Las únicas enfermedades crónicas que matan son el
descuido y el desamor. El cáncer no es peor que cualquiera de ellas. Sin
embargo, su padecimiento deja secuelas que
jamás se curan en el cuerpo y en el alma.
Mariale
tenía 9 años cuando la conocí. Le habían amputado una pierna y debido a la
quimioterapia había perdido la totalidad del cabello. El día antes de darla de
alta, cuando nos estábamos despidiendo me abrazó fuertemente, la represa de sus
párpados abrió las compuertas y un torrente de agua salada mojó mi hombro.
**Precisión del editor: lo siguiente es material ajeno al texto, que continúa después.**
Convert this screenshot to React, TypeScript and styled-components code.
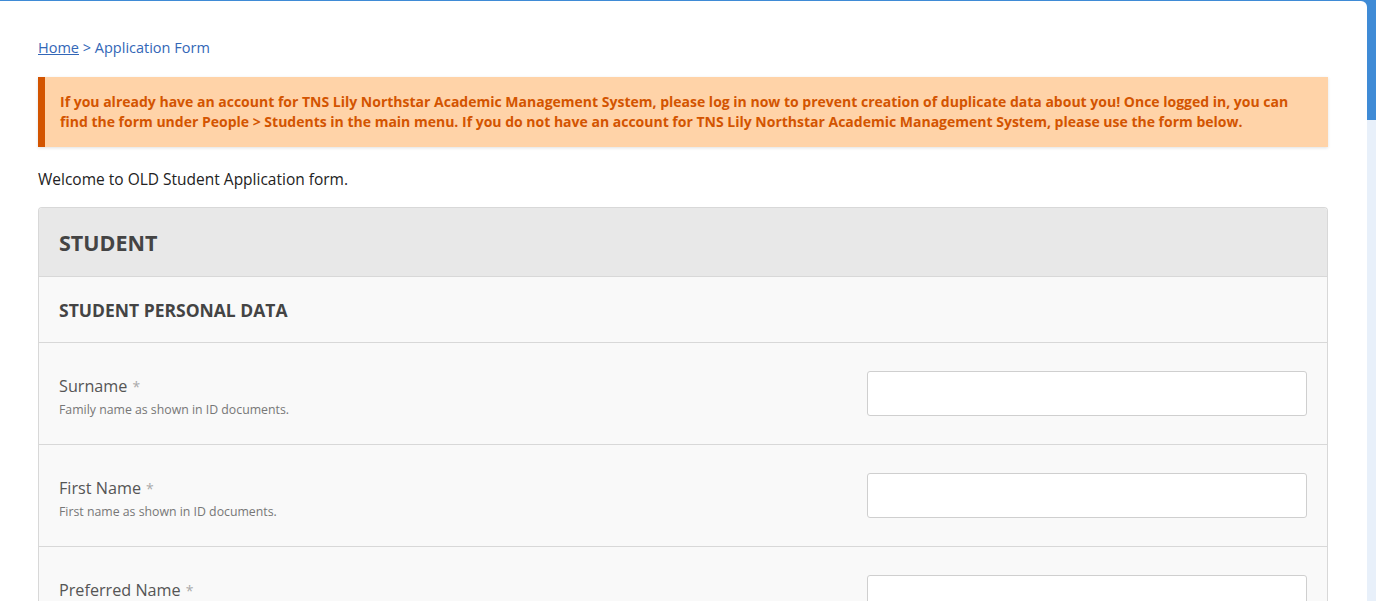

Temía las burlas de sus compañeros al regresar a la escuela. Nunca volvería a
ser una niña como las demás.
Al
día siguiente la acompañé en su última consulta. Abrí mi mochila y le mostré mi
cajita de música. Al abrirla, una pequeña bailarina, de puntillas sobre su
único pie visible, giraba al sonido de la dulce melodía.
-
Ella tampoco es una niña como las demás. Tú decides si lloras o bailas.
-
¿Me la regalas? Voy a bailar.
Hay días en los que al
contemplar mi propio cuerpo mutilado siento que, como una vez me dijera el
poeta Gustavo Pereira, “cierta humedad
se desprende de las cavernas del alma y empañan por un momento la mirada”. Entonces,
cuando estoy a punto de sucumbir ante la autocompasión, acordándome de mi
cajita de música decido ser campeona de vuelo paralímpico.